Druga partia była niezwykle zacięta. Choć Polacy kontrolowali wynik, gospodarze dzielnie stawiali im czoła. I walczyli o każdą piłkę jak o życie. Ale biało-czerwoni cały czas utrzymywali kilkupunktowe prowadzenie. Przed drugą przerwą techniczną prowadzili 16:13. A największa w tym zasługa Sebastiana Świderskiego, który stał się bohaterem drugiego seta! W pojedynkę zdobył kilka cennych punktów. I to w najważniejszych momentach! Ambitni Japończycy robili, co mogli, żeby doprowadzić do remisu. Ale Polacy zachowali zimną krew. I pewnie wygrali 25:21.

Trzeci set to prawdziwy horror dla kibiców polskiej reprezentacji! Dlaczego? Bo przez kilkanaście minut to Japończycy wygrywali z podopiecznymi Raula Lozano. Rewelacyjna gra polskich atakujących w końcu doprowadziła do remisu. A tuż przed końcem Polacy objęli prowadzenie 23:21. I nie oddali go już do końca. W swoim piątym meczu na mistrzostwach świata Polacy znowu górą!

W drugiej rundzie rozgrywanych w Japonii mistrzostw świata Polacy zagrają z Tunezją, Kanadą, Rosją oraz Serbią i Czarnogórą.
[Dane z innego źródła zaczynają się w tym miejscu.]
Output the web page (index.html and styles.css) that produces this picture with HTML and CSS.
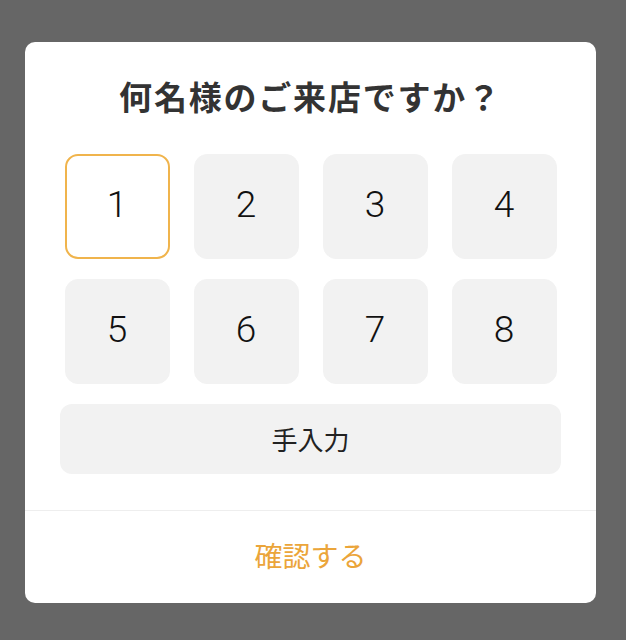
FILE: index.html
```html
<!DOCTYPE html>
<html lang="ja">
<head>
  <meta charset="UTF-8">
  <meta name="viewport" content="width=device-width, initial-scale=1.0">
  <title>人数選択</title>
  <link rel="stylesheet" href="styles.css">
</head>
<body>
  <div class="dialog">
    <div class="dialog-body">
      <h2 class="dialog-title">何名様のご来店ですか？</h2>
      <div class="num-grid">
        <button class="num-btn selected">1</button>
        <button class="num-btn">2</button>
        <button class="num-btn">3</button>
        <button class="num-btn">4</button>
        <button class="num-btn">5</button>
        <button class="num-btn">6</button>
        <button class="num-btn">7</button>
        <button class="num-btn">8</button>
      </div>
      <button class="manual-btn">手入力</button>
    </div>
    <div class="dialog-footer">
      <button class="confirm-btn">確認する</button>
    </div>
  </div>
</body>
</html>
```

FILE: styles.css
```css
body {
  margin: 0;
  background-color: #666666;
  font-family: "Noto Sans CJK JP", "Noto Sans", sans-serif;
  color: #333;
}

.dialog {
  width: 571px;
  height: 561px;
  margin: 42px 0 0 25px;
  background-color: #ffffff;
  border-radius: 10px;
  display: flex;
  flex-direction: column;
  overflow: hidden;
}

.dialog-body {
  padding: 32px 35px 0 35px;
}

.dialog-title {
  margin: 0;
  font-size: 33px;
  line-height: 44px;
  font-weight: bold;
  text-align: center;
  color: #333;
  letter-spacing: 1.8px;
}

.num-grid {
  display: grid;
  grid-template-columns: repeat(4, 105px);
  grid-auto-rows: 105px;
  column-gap: 24px;
  row-gap: 20px;
  justify-content: center;
  margin-top: 36px;
}

.num-btn {
  background-color: #f2f2f2;
  border: 1.5px solid #f2f2f2;
  border-radius: 13px;
  font-family: Roboto, "Noto Sans", sans-serif;
  font-size: 37px;
  font-weight: 300;
  color: #111;
  padding: 0 0 4px 0;
  cursor: pointer;
}

.num-btn.selected {
  background-color: #ffffff;
  border: 2px solid #f0b44c;
}

.manual-btn {
  display: block;
  width: 100%;
  height: 70px;
  margin-top: 20px;
  background-color: #f2f2f2;
  border: none;
  border-radius: 12px;
  font-family: inherit;
  font-size: 26px;
  color: #222;
  padding: 0 0 2px 0;
  cursor: pointer;
}

.dialog-footer {
  margin-top: 36px;
  border-top: 1px solid #eeeeee;
  flex: 1;
  display: flex;
  align-items: center;
  justify-content: center;
}

.confirm-btn {
  background: none;
  border: none;
  font-family: inherit;
  font-size: 28px;
  color: #eba53a;
  cursor: pointer;
  padding: 0 0 4px 0;
}
```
Polska - Japonia 3:0 (25:18, 25:21, 25:23)
Polska: Paweł Zagumny, Mariusz Wlazły, Daniel Pliński, Łukasz Kadziewicz, Michał Winiarski, Sebastian Świderski, Piotr Gacek (libero)
Japonia: Yusuke Ishijima, Yu Koshikawa, Nobuharu Saito, Kota Yamamura, Takahiro Yamamoto, Kosuke Tomonaga, Katsutoshi Tsumagari (libero) oraz Masaji Ogino, Yuta Abe.